Nezha at the Eastern Sea

The confrontation with Nezha, told in the Fengshen Yanyi, cost Ao Guang more than treasure. When the child-god bathed near Chentang Pass, his Red Armillary Sash churned the waters so violently that the Crystal Palace shook to its foundations. Ao Guang sent the patrol yaksha Li Gen to investigate. Nezha struck him dead with the Universe Ring.

Ao Guang then sent his third son, Ao Bing, in full battle armor. Nezha killed him too, and ripped out his tendons to braid a belt for his father.

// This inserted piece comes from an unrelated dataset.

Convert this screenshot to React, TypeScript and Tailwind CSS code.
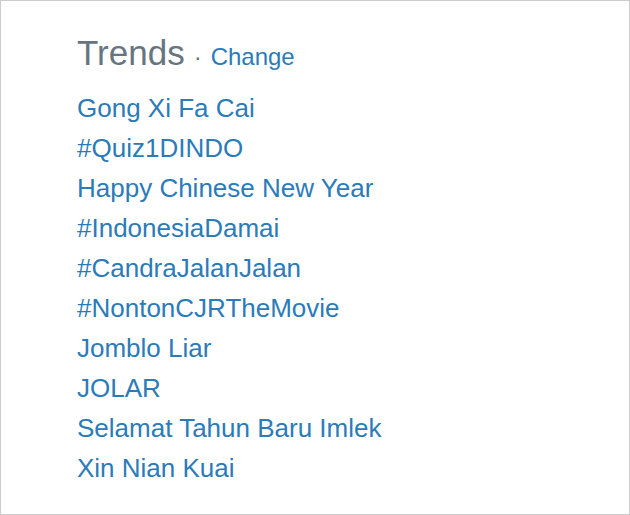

The four Dragon Kings went together to the Jade Emperor, demanding justice and threatening to flood the mortal world. Rather than bring destruction on his family, Nezha carved his own flesh from his bones and returned it to his parents. His teacher Taiyi Zhenren later rebuilt him from lotus roots, and the boy came back stronger than before. The Dragon Kings got their apology. They did not get their revenge.

Rain Rites

In times of drought, communities petitioned the Dragon Kings through temple priests. The rituals could be reverent, but when reverence failed, people turned to coercion. Priests paraded dragon statues through scorched fields and left them baking in the sun. They threatened to pitch the statues into dry wells. If rain still did not come, they insulted the dragons by name.

Dragon King temples numbered in the thousands, from the coast to far inland. On the second day of the second lunar month, "the Dragon Raising Its Head" (二月二龍抬頭), people ate spring pancakes called dragon scales and noodles called dragon whiskers, and visited temples to pray for the season's first rains.